唐詩
望庐山瀑布
Li Bai
日照香炉生紫烟,遥看瀑布挂前川。
飞流直下三千尺,疑是银河落九天。
翻訳
Sunlight shines on Incense Burner Peak, and purple mist rises. From afar, I see the waterfall hanging before the river valley. The flying torrent plunges straight down for three thousand feet. I almost think it is the Milky Way falling from the highest heavens.
解説
"Viewing the Waterfall at Mount Lu" is one of Li Bai's most famous landscape poems. It describes a waterfall, but not through careful realism. Instead, Li Bai uses bold imagery, exaggeration, and cosmic imagination to turn the scene into a heavenly spectacle. The first line sets the atmosphere. Sunlight falls on Incense Burner Peak, and purple mist rises from the mountain. This is partly a natural effect of light, vapor, and cloud, but the phrase also gives the mountain an otherworldly, almost immortal quality. The second line presents the waterfall from a distance. Seen far away, the falling water looks as though it is hanging in front of the valley. The verb “hanging” is crucial. It gives shape to something moving, making the waterfall seem like a long white curtain suspended against the mountain. The third line releases the full force of motion. The water “flees” and “plunges straight down.” “Three thousand feet” is not a literal measurement; it is Li Bai's way of expressing overwhelming height and power. The final line is the poem's great imaginative leap. The waterfall seems like the Milky Way falling from the ninth heaven. With this comparison, the waterfall is no longer just a mountain stream.
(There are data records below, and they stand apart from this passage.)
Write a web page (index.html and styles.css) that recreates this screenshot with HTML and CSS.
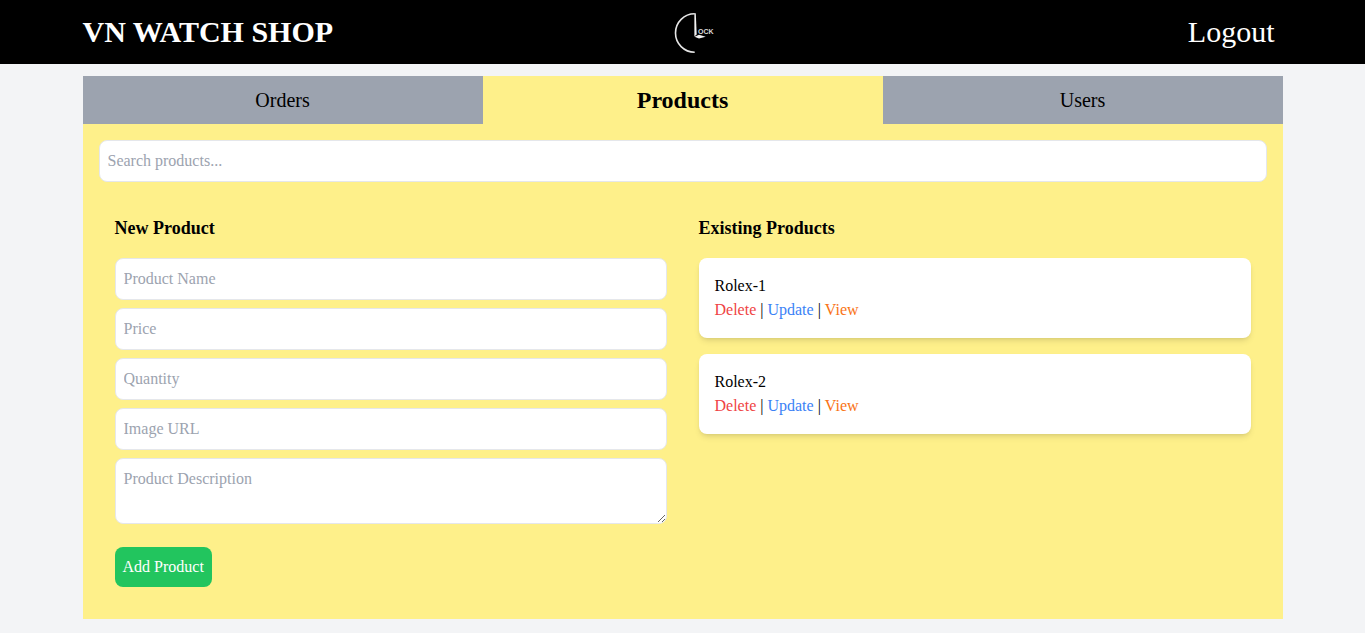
FILE: index.html
```html
<!DOCTYPE html>
<html lang="en">
<head>
<meta charset="utf-8">
<meta name="viewport" content="width=device-width, initial-scale=1">
<title>VN Watch Shop</title>
<link rel="stylesheet" href="styles.css">
</head>
<body>
<header class="header">
  <div class="container header-inner">
    <h1 class="brand">VN WATCH SHOP</h1>
    <svg class="logo" viewBox="0 0 64 64" role="img" aria-label="Clock">
      <path d="M43.7 13.8A19.2 19.2 0 0 0 43.7 52.2" fill="none" stroke="#e6e6e6" stroke-width="1.6"/>
      <path d="M43.4 13.2L44.8 13.2L45.7 34.6L43.4 36.6Z" fill="#f2f2f2"/>
      <path d="M43.5 36.7L48 34.8L54.7 36.7L48 38.4Z" fill="#f2f2f2"/>
      <text class="logo-text" x="47" y="34">OCK</text>
    </svg>
    <div class="account"><button class="logout" type="button">Logout</button></div>
  </div>
</header>
<main class="container main">
  <nav class="tabs">
    <button class="tab" type="button">Orders</button>
    <button class="tab tab-active" type="button">Products</button>
    <button class="tab" type="button">Users</button>
  </nav>
  <div class="panel">
    <input class="field" type="text" placeholder="Search products..." aria-label="Search products">
    <div class="columns">
      <section class="column">
        <h2 class="heading">New Product</h2>
        <form class="form">
          <input class="field" type="text" placeholder="Product Name" aria-label="Product Name">
          <input class="field" type="text" placeholder="Price" aria-label="Price">
          <input class="field" type="text" placeholder="Quantity" aria-label="Quantity">
          <input class="field" type="text" placeholder="Image URL" aria-label="Image URL">
          <textarea class="field" rows="2" placeholder="Product Description" aria-label="Product Description"></textarea>
          <button class="submit" type="button">Add Product</button>
        </form>
      </section>
      <section class="column">
        <h2 class="heading">Existing Products</h2>
        <ul class="products">
          <li class="card">
            <p class="name">Rolex-1</p>
            <button class="action delete" type="button">Delete</button> | <button class="action update" type="button">Update</button> | <button class="action view" type="button">View</button>
          </li>
          <li class="card">
            <p class="name">Rolex-2</p>
            <button class="action delete" type="button">Delete</button> | <button class="action update" type="button">Update</button> | <button class="action view" type="button">View</button>
          </li>
        </ul>
      </section>
    </div>
  </div>
</main>
</body>
</html>
```

FILE: styles.css
```css
*, *::before, *::after { box-sizing: border-box; }

body {
  margin: 0;
  background: #f3f4f6;
  color: #000;
  font-family: "Liberation Serif", "Times New Roman", serif;
  font-size: 16px;
  line-height: 24px;
}

h1, h2, p, ul { margin: 0; padding: 0; }

button, input, textarea {
  margin: 0;
  font: inherit;
  color: inherit;
}

button {
  padding: 0;
  border: 0;
  background: transparent;
  cursor: pointer;
}

.container {
  width: 100%;
  max-width: 1200px;
  margin: 0 auto;
}

.header {
  background: #000;
  color: #fff;
}

.header-inner {
  display: grid;
  grid-template-columns: 1fr auto 1fr;
  align-items: center;
}

.brand {
  font-size: 30px;
  line-height: 36px;
}

.logo {
  display: block;
  width: 64px;
  height: 64px;
}

.logo-text {
  fill: #d9d9d9;
  font-family: "Liberation Sans", Arial, sans-serif;
  font-size: 7px;
  font-weight: 700;
}

.account {
  padding-right: 8px;
  text-align: right;
}

.logout {
  font-size: 30px;
  line-height: 36px;
}

.main { padding: 12px 0; }

.tabs {
  display: grid;
  grid-template-columns: repeat(3, 1fr);
}

.tab {
  height: 48px;
  background: #9ca3af;
  font-size: 20px;
  line-height: 28px;
}

.tab-active {
  background: #fef08a;
  font-size: 24px;
  font-weight: 700;
}

.panel {
  padding: 16px;
  background: #fef08a;
}

.field {
  display: block;
  width: 100%;
  padding: 8px;
  border: 1px solid #e5e7eb;
  border-radius: 8px;
  background: #fff;
}

.field::placeholder {
  color: #9ca3af;
  opacity: 1;
}

.columns {
  display: grid;
  grid-template-columns: 1fr 1fr;
  padding-top: 16px;
}

.column { padding: 16px; }

.heading {
  margin-bottom: 16px;
  font-size: 18px;
  line-height: 28px;
}

.form {
  display: grid;
  gap: 8px;
}

.submit {
  justify-self: start;
  margin-top: 15px;
  padding: 8px;
  border-radius: 8px;
  background: #22c55e;
  color: #fff;
}

.products {
  display: grid;
  gap: 16px;
  list-style: none;
}

.card {
  padding: 16px;
  border-radius: 8px;
  background: #fff;
  box-shadow: 0 4px 6px -1px rgb(0 0 0 / 10%), 0 2px 4px -2px rgb(0 0 0 / 10%);
}

.delete { color: #ef4444; }
.update { color: #3b82f6; }
.view { color: #f97316; }
```
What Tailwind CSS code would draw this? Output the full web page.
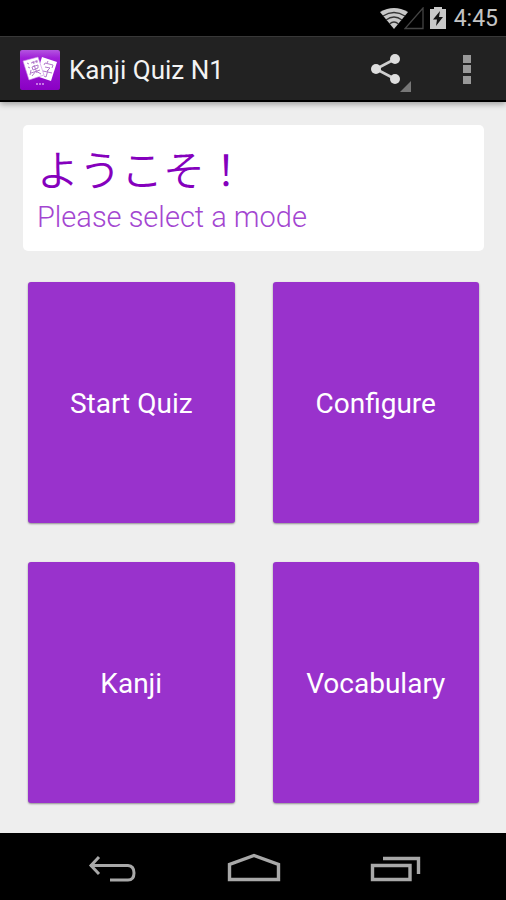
<!DOCTYPE html>
<html lang="en">
<head>
<meta charset="utf-8">
<meta name="viewport" content="width=device-width, initial-scale=1">
<title>Kanji Quiz N1</title>
<script src="https://cdn.jsdelivr.net/npm/@tailwindcss/browser@4"></script>
</head>
<body class="flex min-h-screen flex-col bg-[#eeeeee] font-[Roboto,'Noto_Sans_CJK_JP',sans-serif]">
  <!-- Status bar -->
  <div class="flex h-9 items-center justify-end bg-black pr-2 pt-0.5 text-[#c4c4c4]">
    <svg class="h-6 w-7" viewBox="0 0 28 24" aria-hidden="true">
      <path d="M0 5Q14-3 28 5L14 22Z" fill="#c8c8c8"/>
      <path d="M3 9Q14 2 25 9M6 13Q14 7 22 13M9.500 17Q14 13 18.500 17" fill="none" stroke="#333" stroke-width="1.300"/>
    </svg>
    <svg class="-ml-1 h-6 w-5" viewBox="0 0 20 24" aria-hidden="true"><path d="M19 1V21.500H1Z" fill="none" stroke="#444" stroke-width="1.300"/></svg>
    <svg class="ml-1.5 mr-2 h-6 w-4" viewBox="0 0 16 24" aria-hidden="true">
      <path d="M0 2H4V0H12V2H16V22H0Z" fill="#c8c8c8"/>
      <path d="M10 4L3 12.500H7L6 19L13 10H9Z" fill="#111"/>
    </svg>
    <span class="text-[23px] leading-8">4:45</span>
  </div>

  <!-- Action bar -->
  <header class="relative z-10 flex h-[66px] items-center border-t border-b-2 border-t-[#383838] border-b-black bg-[#222222] pl-5 pt-0.5 shadow-[0_2px_6px_rgba(0,0,0,0.35)]">
    <svg class="h-10 w-10 shrink-0" viewBox="0 0 40 40" aria-hidden="true">
      <defs><linearGradient id="g" x1="0" y1="0" x2="0" y2="1"><stop offset="0" stop-color="#b455e0"/><stop offset=".2" stop-color="#a01fd8"/><stop offset="1" stop-color="#8a00c4"/></linearGradient></defs>
      <rect width="40" height="40" rx="2" fill="url(#g)"/>
      <path d="M22 7L37 12L31 31L16 26Z" fill="#fff"/>
      <path d="M3 11L18 7L24 25L9 30Z" fill="#fff" stroke="#c98ae6" stroke-width=".6"/>
      <g fill="none" stroke="#b27acb" stroke-width="1">
        <path d="M7 13L9 14M8 17L10 18M10 25L11 20M11 13L18 11M13 11L14 14M16 10L17 13M12 17L18 15V18L13 20ZM14 15L17 23M11 23L20 20M16 21L12 26M16 21L21 24"/>
        <path d="M28 11L27 13M24 15L25 13L33 15L32 18M25 17L30 18L27 21M23 21L32 23M28 20L26 27L24 26"/>
      </g>
      <path d="M16 34H18M19 34H21M22 34H24" stroke="#d89cf0" stroke-width="1.500"/>
    </svg>
    <h1 class="ml-[9px] flex-1 text-[26px] leading-8 text-[#f3f3f3]">Kanji Quiz N1</h1>
    <button type="button" aria-label="Share" class="h-12 w-12">
      <svg class="h-12 w-12" viewBox="0 0 48 48">
        <path d="M32 13L13 23L32 33" fill="none" stroke="#cfcfcf" stroke-width="2.600"/>
        <g fill="#dedede"><circle cx="32" cy="13" r="5"/><circle cx="13" cy="23" r="5"/><circle cx="32" cy="33" r="5"/></g>
        <path d="M48 35V46H37Z" fill="#777"/>
      </svg>
    </button>
    <button type="button" aria-label="More options" class="ml-8 mr-[15px] h-12 w-12">
      <svg class="h-12 w-12" viewBox="0 0 48 48" fill="#999"><path d="M20 9H28V17H20ZM20 19H28V27H20ZM20 30H28V38H20Z"/></svg>
    </button>
  </header>

  <main class="flex flex-1 flex-col pb-[30px] pt-[23px]">
    <section class="ml-[23px] mr-[22px] rounded-[5px] bg-white px-[14px] py-4">
      <h2 lang="ja" class="mb-1 font-['Noto_Sans_CJK_JP',sans-serif] text-[42px] font-[350] leading-[54px] text-[#8500bd]">ようこそ！</h2>
      <p class="text-[29px] font-light leading-9 text-[#a346d1]">Please select a mode</p>
    </section>
    <nav aria-label="Modes" class="ml-7 mr-[27px] mt-[31px] grid flex-1 grid-cols-2 grid-rows-2 gap-x-[38px] gap-y-[39px]">
      <button type="button" class="rounded-[3px] bg-[#9932cc] pt-0.5 text-[28px] text-white shadow-[0_1px_2px_rgba(0,0,0,0.4)]">Start Quiz</button>
      <button type="button" class="rounded-[3px] bg-[#9932cc] pt-0.5 text-[28px] text-white shadow-[0_1px_2px_rgba(0,0,0,0.4)]">Configure</button>
      <button type="button" class="rounded-[3px] bg-[#9932cc] pt-0.5 text-[28px] text-white shadow-[0_1px_2px_rgba(0,0,0,0.4)]">Kanji</button>
      <button type="button" class="rounded-[3px] bg-[#9932cc] pt-0.5 text-[28px] text-white shadow-[0_1px_2px_rgba(0,0,0,0.4)]">Vocabulary</button>
    </nav>
  </main>

  <!-- System navigation -->
  <footer class="flex h-[67px] items-center justify-center gap-[86px] bg-black pl-0.5">
    <button type="button" aria-label="Back" class="h-9 w-14">
      <svg class="h-9 w-14" viewBox="0 0 56 36" fill="none" stroke="#a8a8a8" stroke-width="3"><path d="M6 16.500H44Q50 17 50 24T44 31H26M15 8L7 16.500L15 25"/></svg>
    </button>
    <button type="button" aria-label="Home" class="h-9 w-14">
      <svg class="h-9 w-14" viewBox="0 0 56 36" fill="none" stroke="#a8a8a8" stroke-width="3.400"><path d="M3.500 30.500V15.500L28 6.500L52.500 15.500V30.500Z"/></svg>
    </button>
    <button type="button" aria-label="Recent apps" class="h-9 w-14">
      <svg class="h-9 w-14" viewBox="0 0 56 36" fill="none" stroke="#a8a8a8" stroke-width="3.400"><path d="M4.500 16.500H42V30.500H4.500ZM15 9.500H50.500V25"/></svg>
    </button>
  </footer>
</body>
</html>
It becomes a cosmic event, linking earth and sky. The poem's movement is clean and dramatic: sunlight and mist, distant view, falling force, then celestial transformation. Its beauty lies in grandeur rather than subtlety. Li Bai makes nature feel mythic, vast, and alive.
作者紹介
Li Bai, courtesy name Taibai and literary name Qinglian Jushi, was one of the greatest poets of the Tang dynasty and is often called the “Poet Immortal.” He spent much of his life traveling and became known for his bold imagination, natural fluency, romantic spirit, and love of freedom. His poetry ranges across landscape, Daoist transcendence, wine, friendship, history, frontier life, and personal aspiration. Representative works include “Bring in the Wine,” “The Road to Shu Is Hard,” “Quiet Night Thoughts,” “Setting Out Early from Baidi City,” “Viewing Tianmen Mountain,” and “Viewing the Waterfall at Mount Lu.” This poem shows his unique ability to transform a natural scene into a vision of cosmic scale.